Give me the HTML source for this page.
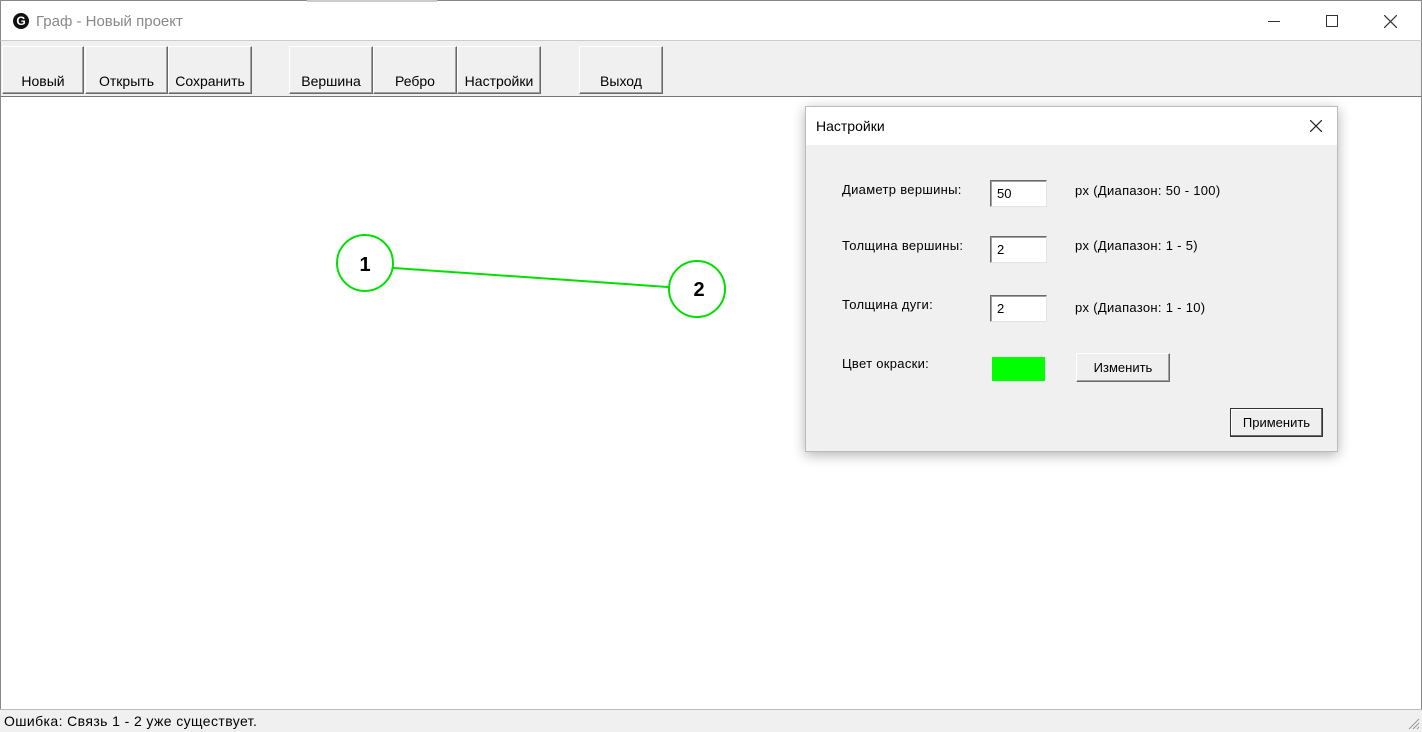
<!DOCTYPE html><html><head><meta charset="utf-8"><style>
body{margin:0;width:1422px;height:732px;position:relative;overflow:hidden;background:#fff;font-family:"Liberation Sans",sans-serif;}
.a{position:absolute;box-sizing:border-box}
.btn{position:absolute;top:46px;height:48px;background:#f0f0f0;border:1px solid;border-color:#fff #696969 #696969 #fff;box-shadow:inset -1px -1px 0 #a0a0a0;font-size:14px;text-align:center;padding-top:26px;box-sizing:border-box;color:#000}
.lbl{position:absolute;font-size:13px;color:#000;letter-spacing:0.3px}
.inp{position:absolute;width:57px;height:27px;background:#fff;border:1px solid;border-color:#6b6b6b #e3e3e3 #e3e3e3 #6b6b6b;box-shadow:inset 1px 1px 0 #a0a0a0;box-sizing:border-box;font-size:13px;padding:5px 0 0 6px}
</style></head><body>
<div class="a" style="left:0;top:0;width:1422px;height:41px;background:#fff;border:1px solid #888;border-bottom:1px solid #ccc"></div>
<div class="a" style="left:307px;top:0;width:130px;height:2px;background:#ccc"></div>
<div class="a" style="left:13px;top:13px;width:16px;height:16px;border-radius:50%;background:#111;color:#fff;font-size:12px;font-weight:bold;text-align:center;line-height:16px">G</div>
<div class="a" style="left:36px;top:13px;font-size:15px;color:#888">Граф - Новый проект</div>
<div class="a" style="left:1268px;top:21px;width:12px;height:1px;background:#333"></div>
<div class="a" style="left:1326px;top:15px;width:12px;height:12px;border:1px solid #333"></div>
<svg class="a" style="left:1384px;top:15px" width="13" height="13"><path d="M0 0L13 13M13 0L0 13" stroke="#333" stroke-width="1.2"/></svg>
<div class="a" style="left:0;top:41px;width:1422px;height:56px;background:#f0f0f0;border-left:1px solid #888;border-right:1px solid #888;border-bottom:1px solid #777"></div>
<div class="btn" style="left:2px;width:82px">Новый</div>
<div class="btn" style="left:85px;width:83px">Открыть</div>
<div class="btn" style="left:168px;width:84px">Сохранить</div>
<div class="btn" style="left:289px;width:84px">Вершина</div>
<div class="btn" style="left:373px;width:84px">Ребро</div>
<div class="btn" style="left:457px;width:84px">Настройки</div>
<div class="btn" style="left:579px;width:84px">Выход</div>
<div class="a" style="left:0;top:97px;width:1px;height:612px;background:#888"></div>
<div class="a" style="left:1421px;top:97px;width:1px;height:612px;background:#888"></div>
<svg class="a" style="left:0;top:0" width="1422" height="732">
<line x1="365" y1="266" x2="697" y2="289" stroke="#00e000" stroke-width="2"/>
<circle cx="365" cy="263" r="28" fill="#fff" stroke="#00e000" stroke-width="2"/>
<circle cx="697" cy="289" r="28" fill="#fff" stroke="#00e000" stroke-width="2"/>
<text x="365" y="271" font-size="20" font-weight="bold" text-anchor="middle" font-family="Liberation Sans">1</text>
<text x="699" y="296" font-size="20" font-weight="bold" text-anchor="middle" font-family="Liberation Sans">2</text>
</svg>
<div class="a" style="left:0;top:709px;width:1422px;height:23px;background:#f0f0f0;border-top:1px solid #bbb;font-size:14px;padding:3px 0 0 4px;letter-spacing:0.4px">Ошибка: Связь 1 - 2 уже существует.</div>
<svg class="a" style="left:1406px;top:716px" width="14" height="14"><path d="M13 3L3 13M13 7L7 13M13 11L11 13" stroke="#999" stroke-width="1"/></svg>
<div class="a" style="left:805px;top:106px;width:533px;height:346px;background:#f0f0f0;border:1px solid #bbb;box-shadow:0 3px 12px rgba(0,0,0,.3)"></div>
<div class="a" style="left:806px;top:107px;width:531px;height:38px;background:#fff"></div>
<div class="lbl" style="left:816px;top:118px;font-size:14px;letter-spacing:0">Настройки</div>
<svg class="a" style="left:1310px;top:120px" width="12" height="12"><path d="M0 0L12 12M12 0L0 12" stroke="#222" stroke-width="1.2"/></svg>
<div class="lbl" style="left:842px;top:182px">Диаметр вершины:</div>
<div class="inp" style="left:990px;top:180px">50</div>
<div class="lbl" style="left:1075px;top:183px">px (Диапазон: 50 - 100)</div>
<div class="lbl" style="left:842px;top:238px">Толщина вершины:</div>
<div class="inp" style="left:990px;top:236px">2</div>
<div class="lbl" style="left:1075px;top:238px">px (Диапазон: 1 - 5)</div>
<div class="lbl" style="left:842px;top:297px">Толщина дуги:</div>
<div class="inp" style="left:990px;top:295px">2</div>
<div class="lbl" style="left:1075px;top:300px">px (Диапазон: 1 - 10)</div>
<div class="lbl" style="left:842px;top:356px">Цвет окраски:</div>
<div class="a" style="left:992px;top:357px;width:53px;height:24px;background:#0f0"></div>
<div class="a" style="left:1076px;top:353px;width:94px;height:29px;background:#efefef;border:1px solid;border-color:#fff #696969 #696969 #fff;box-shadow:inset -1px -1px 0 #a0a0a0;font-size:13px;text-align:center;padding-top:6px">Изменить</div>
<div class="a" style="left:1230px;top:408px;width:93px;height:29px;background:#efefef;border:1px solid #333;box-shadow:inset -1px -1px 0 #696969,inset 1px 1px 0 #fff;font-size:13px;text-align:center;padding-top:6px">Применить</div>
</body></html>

- - -

- _Short problem_
Skipping the pictures, transcribe each line above exactly as it appears.

- _Right answer_
Give me the HTML source for this page.
<!DOCTYPE html><html><head><meta charset="utf-8"><style>
body{margin:0;width:1422px;height:732px;position:relative;overflow:hidden;background:#fff;font-family:"Liberation Sans",sans-serif;}
.a{position:absolute;box-sizing:border-box}
.btn{position:absolute;top:46px;height:48px;background:#f0f0f0;border:1px solid;border-color:#fff #696969 #696969 #fff;box-shadow:inset -1px -1px 0 #a0a0a0;font-size:14px;text-align:center;padding-top:26px;box-sizing:border-box;color:#000}
.lbl{position:absolute;font-size:13px;color:#000;letter-spacing:0.3px}
.inp{position:absolute;width:57px;height:27px;background:#fff;border:1px solid;border-color:#6b6b6b #e3e3e3 #e3e3e3 #6b6b6b;box-shadow:inset 1px 1px 0 #a0a0a0;box-sizing:border-box;font-size:13px;padding:5px 0 0 6px}
</style></head><body>
<div class="a" style="left:0;top:0;width:1422px;height:41px;background:#fff;border:1px solid #888;border-bottom:1px solid #ccc"></div>
<div class="a" style="left:307px;top:0;width:130px;height:2px;background:#ccc"></div>
<div class="a" style="left:13px;top:13px;width:16px;height:16px;border-radius:50%;background:#111;color:#fff;font-size:12px;font-weight:bold;text-align:center;line-height:16px">G</div>
<div class="a" style="left:36px;top:13px;font-size:15px;color:#888">Граф - Новый проект</div>
<div class="a" style="left:1268px;top:21px;width:12px;height:1px;background:#333"></div>
<div class="a" style="left:1326px;top:15px;width:12px;height:12px;border:1px solid #333"></div>
<svg class="a" style="left:1384px;top:15px" width="13" height="13"><path d="M0 0L13 13M13 0L0 13" stroke="#333" stroke-width="1.2"/></svg>
<div class="a" style="left:0;top:41px;width:1422px;height:56px;background:#f0f0f0;border-left:1px solid #888;border-right:1px solid #888;border-bottom:1px solid #777"></div>
<div class="btn" style="left:2px;width:82px">Новый</div>
<div class="btn" style="left:85px;width:83px">Открыть</div>
<div class="btn" style="left:168px;width:84px">Сохранить</div>
<div class="btn" style="left:289px;width:84px">Вершина</div>
<div class="btn" style="left:373px;width:84px">Ребро</div>
<div class="btn" style="left:457px;width:84px">Настройки</div>
<div class="btn" style="left:579px;width:84px">Выход</div>
<div class="a" style="left:0;top:97px;width:1px;height:612px;background:#888"></div>
<div class="a" style="left:1421px;top:97px;width:1px;height:612px;background:#888"></div>
<svg class="a" style="left:0;top:0" width="1422" height="732">
<line x1="365" y1="266" x2="697" y2="289" stroke="#00e000" stroke-width="2"/>
<circle cx="365" cy="263" r="28" fill="#fff" stroke="#00e000" stroke-width="2"/>
<circle cx="697" cy="289" r="28" fill="#fff" stroke="#00e000" stroke-width="2"/>
<text x="365" y="271" font-size="20" font-weight="bold" text-anchor="middle" font-family="Liberation Sans">1</text>
<text x="699" y="296" font-size="20" font-weight="bold" text-anchor="middle" font-family="Liberation Sans">2</text>
</svg>
<div class="a" style="left:0;top:709px;width:1422px;height:23px;background:#f0f0f0;border-top:1px solid #bbb;font-size:14px;padding:3px 0 0 4px;letter-spacing:0.4px">Ошибка: Связь 1 - 2 уже существует.</div>
<svg class="a" style="left:1406px;top:716px" width="14" height="14"><path d="M13 3L3 13M13 7L7 13M13 11L11 13" stroke="#999" stroke-width="1"/></svg>
<div class="a" style="left:805px;top:106px;width:533px;height:346px;background:#f0f0f0;border:1px solid #bbb;box-shadow:0 3px 12px rgba(0,0,0,.3)"></div>
<div class="a" style="left:806px;top:107px;width:531px;height:38px;background:#fff"></div>
<div class="lbl" style="left:816px;top:118px;font-size:14px;letter-spacing:0">Настройки</div>
<svg class="a" style="left:1310px;top:120px" width="12" height="12"><path d="M0 0L12 12M12 0L0 12" stroke="#222" stroke-width="1.2"/></svg>
<div class="lbl" style="left:842px;top:182px">Диаметр вершины:</div>
<div class="inp" style="left:990px;top:180px">50</div>
<div class="lbl" style="left:1075px;top:183px">px (Диапазон: 50 - 100)</div>
<div class="lbl" style="left:842px;top:238px">Толщина вершины:</div>
<div class="inp" style="left:990px;top:236px">2</div>
<div class="lbl" style="left:1075px;top:238px">px (Диапазон: 1 - 5)</div>
<div class="lbl" style="left:842px;top:297px">Толщина дуги:</div>
<div class="inp" style="left:990px;top:295px">2</div>
<div class="lbl" style="left:1075px;top:300px">px (Диапазон: 1 - 10)</div>
<div class="lbl" style="left:842px;top:356px">Цвет окраски:</div>
<div class="a" style="left:992px;top:357px;width:53px;height:24px;background:#0f0"></div>
<div class="a" style="left:1076px;top:353px;width:94px;height:29px;background:#efefef;border:1px solid;border-color:#fff #696969 #696969 #fff;box-shadow:inset -1px -1px 0 #a0a0a0;font-size:13px;text-align:center;padding-top:6px">Изменить</div>
<div class="a" style="left:1230px;top:408px;width:93px;height:29px;background:#efefef;border:1px solid #333;box-shadow:inset -1px -1px 0 #696969,inset 1px 1px 0 #fff;font-size:13px;text-align:center;padding-top:6px">Применить</div>
</body></html>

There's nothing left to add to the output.